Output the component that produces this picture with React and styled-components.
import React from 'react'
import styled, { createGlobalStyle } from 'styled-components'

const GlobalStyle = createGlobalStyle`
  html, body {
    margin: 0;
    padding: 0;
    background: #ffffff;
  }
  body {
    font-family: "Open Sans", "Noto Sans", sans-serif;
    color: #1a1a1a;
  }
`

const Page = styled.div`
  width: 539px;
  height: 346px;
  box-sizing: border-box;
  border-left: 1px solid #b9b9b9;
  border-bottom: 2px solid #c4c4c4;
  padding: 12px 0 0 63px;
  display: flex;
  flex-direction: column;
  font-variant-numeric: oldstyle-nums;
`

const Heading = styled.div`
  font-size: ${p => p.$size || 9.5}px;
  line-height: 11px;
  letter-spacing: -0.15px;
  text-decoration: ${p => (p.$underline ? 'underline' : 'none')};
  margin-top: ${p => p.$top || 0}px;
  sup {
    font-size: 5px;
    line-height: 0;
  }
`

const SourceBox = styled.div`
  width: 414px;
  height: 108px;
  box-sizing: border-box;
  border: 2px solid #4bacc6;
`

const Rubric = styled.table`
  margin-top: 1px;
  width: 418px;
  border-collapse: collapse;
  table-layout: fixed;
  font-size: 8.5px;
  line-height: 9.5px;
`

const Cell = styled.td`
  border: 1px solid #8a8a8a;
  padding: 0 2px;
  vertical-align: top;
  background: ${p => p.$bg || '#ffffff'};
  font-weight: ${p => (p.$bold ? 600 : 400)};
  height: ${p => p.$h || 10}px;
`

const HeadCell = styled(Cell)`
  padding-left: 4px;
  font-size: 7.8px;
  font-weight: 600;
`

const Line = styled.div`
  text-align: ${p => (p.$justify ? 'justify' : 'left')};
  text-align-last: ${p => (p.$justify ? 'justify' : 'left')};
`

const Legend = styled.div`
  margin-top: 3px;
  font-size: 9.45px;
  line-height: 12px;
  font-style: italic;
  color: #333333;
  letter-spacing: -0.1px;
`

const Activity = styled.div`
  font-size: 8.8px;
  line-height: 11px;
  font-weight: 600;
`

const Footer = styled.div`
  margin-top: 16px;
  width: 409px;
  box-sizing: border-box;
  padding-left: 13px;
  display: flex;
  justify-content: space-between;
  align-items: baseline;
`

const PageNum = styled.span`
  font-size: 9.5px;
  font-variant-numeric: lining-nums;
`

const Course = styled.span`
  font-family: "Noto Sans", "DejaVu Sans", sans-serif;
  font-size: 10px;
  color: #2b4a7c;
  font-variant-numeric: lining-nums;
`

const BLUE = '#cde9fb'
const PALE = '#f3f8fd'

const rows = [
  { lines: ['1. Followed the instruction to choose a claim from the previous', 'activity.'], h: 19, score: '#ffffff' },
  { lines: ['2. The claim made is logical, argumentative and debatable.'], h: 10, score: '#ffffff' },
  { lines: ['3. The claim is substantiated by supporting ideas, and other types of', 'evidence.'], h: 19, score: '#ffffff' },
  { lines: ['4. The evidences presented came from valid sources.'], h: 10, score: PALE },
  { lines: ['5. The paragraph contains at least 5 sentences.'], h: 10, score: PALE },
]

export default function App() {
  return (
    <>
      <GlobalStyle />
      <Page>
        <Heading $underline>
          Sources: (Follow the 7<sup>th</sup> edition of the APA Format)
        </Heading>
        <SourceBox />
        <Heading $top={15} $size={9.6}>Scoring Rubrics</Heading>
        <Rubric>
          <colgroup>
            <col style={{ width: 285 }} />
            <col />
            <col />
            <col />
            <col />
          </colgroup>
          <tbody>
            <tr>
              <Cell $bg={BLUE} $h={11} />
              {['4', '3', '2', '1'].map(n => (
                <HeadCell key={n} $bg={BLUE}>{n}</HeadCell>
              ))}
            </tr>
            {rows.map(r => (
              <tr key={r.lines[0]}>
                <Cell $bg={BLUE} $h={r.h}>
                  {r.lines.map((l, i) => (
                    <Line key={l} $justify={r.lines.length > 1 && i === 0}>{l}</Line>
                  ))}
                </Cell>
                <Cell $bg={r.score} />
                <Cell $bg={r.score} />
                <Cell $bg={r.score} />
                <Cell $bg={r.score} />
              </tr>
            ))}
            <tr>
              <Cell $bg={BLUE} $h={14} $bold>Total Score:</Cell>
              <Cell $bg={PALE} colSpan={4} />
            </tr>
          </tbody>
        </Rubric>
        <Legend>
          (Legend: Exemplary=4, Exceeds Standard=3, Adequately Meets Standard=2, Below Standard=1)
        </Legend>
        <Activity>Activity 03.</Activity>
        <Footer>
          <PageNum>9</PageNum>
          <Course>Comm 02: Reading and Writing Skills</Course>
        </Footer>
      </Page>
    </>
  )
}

**The request**
Repeat the whole listing exactly, keeping every line intact.

**Full solution**
Output the component that produces this picture with React and styled-components.
import React from 'react'
import styled, { createGlobalStyle } from 'styled-components'

const GlobalStyle = createGlobalStyle`
  html, body {
    margin: 0;
    padding: 0;
    background: #ffffff;
  }
  body {
    font-family: "Open Sans", "Noto Sans", sans-serif;
    color: #1a1a1a;
  }
`

const Page = styled.div`
  width: 539px;
  height: 346px;
  box-sizing: border-box;
  border-left: 1px solid #b9b9b9;
  border-bottom: 2px solid #c4c4c4;
  padding: 12px 0 0 63px;
  display: flex;
  flex-direction: column;
  font-variant-numeric: oldstyle-nums;
`

const Heading = styled.div`
  font-size: ${p => p.$size || 9.5}px;
  line-height: 11px;
  letter-spacing: -0.15px;
  text-decoration: ${p => (p.$underline ? 'underline' : 'none')};
  margin-top: ${p => p.$top || 0}px;
  sup {
    font-size: 5px;
    line-height: 0;
  }
`

const SourceBox = styled.div`
  width: 414px;
  height: 108px;
  box-sizing: border-box;
  border: 2px solid #4bacc6;
`

const Rubric = styled.table`
  margin-top: 1px;
  width: 418px;
  border-collapse: collapse;
  table-layout: fixed;
  font-size: 8.5px;
  line-height: 9.5px;
`

const Cell = styled.td`
  border: 1px solid #8a8a8a;
  padding: 0 2px;
  vertical-align: top;
  background: ${p => p.$bg || '#ffffff'};
  font-weight: ${p => (p.$bold ? 600 : 400)};
  height: ${p => p.$h || 10}px;
`

const HeadCell = styled(Cell)`
  padding-left: 4px;
  font-size: 7.8px;
  font-weight: 600;
`

const Line = styled.div`
  text-align: ${p => (p.$justify ? 'justify' : 'left')};
  text-align-last: ${p => (p.$justify ? 'justify' : 'left')};
`

const Legend = styled.div`
  margin-top: 3px;
  font-size: 9.45px;
  line-height: 12px;
  font-style: italic;
  color: #333333;
  letter-spacing: -0.1px;
`

const Activity = styled.div`
  font-size: 8.8px;
  line-height: 11px;
  font-weight: 600;
`

const Footer = styled.div`
  margin-top: 16px;
  width: 409px;
  box-sizing: border-box;
  padding-left: 13px;
  display: flex;
  justify-content: space-between;
  align-items: baseline;
`

const PageNum = styled.span`
  font-size: 9.5px;
  font-variant-numeric: lining-nums;
`

const Course = styled.span`
  font-family: "Noto Sans", "DejaVu Sans", sans-serif;
  font-size: 10px;
  color: #2b4a7c;
  font-variant-numeric: lining-nums;
`

const BLUE = '#cde9fb'
const PALE = '#f3f8fd'

const rows = [
  { lines: ['1. Followed the instruction to choose a claim from the previous', 'activity.'], h: 19, score: '#ffffff' },
  { lines: ['2. The claim made is logical, argumentative and debatable.'], h: 10, score: '#ffffff' },
  { lines: ['3. The claim is substantiated by supporting ideas, and other types of', 'evidence.'], h: 19, score: '#ffffff' },
  { lines: ['4. The evidences presented came from valid sources.'], h: 10, score: PALE },
  { lines: ['5. The paragraph contains at least 5 sentences.'], h: 10, score: PALE },
]

export default function App() {
  return (
    <>
      <GlobalStyle />
      <Page>
        <Heading $underline>
          Sources: (Follow the 7<sup>th</sup> edition of the APA Format)
        </Heading>
        <SourceBox />
        <Heading $top={15} $size={9.6}>Scoring Rubrics</Heading>
        <Rubric>
          <colgroup>
            <col style={{ width: 285 }} />
            <col />
            <col />
            <col />
            <col />
          </colgroup>
          <tbody>
            <tr>
              <Cell $bg={BLUE} $h={11} />
              {['4', '3', '2', '1'].map(n => (
                <HeadCell key={n} $bg={BLUE}>{n}</HeadCell>
              ))}
            </tr>
            {rows.map(r => (
              <tr key={r.lines[0]}>
                <Cell $bg={BLUE} $h={r.h}>
                  {r.lines.map((l, i) => (
                    <Line key={l} $justify={r.lines.length > 1 && i === 0}>{l}</Line>
                  ))}
                </Cell>
                <Cell $bg={r.score} />
                <Cell $bg={r.score} />
                <Cell $bg={r.score} />
                <Cell $bg={r.score} />
              </tr>
            ))}
            <tr>
              <Cell $bg={BLUE} $h={14} $bold>Total Score:</Cell>
              <Cell $bg={PALE} colSpan={4} />
            </tr>
          </tbody>
        </Rubric>
        <Legend>
          (Legend: Exemplary=4, Exceeds Standard=3, Adequately Meets Standard=2, Below Standard=1)
        </Legend>
        <Activity>Activity 03.</Activity>
        <Footer>
          <PageNum>9</PageNum>
          <Course>Comm 02: Reading and Writing Skills</Course>
        </Footer>
      </Page>
    </>
  )
}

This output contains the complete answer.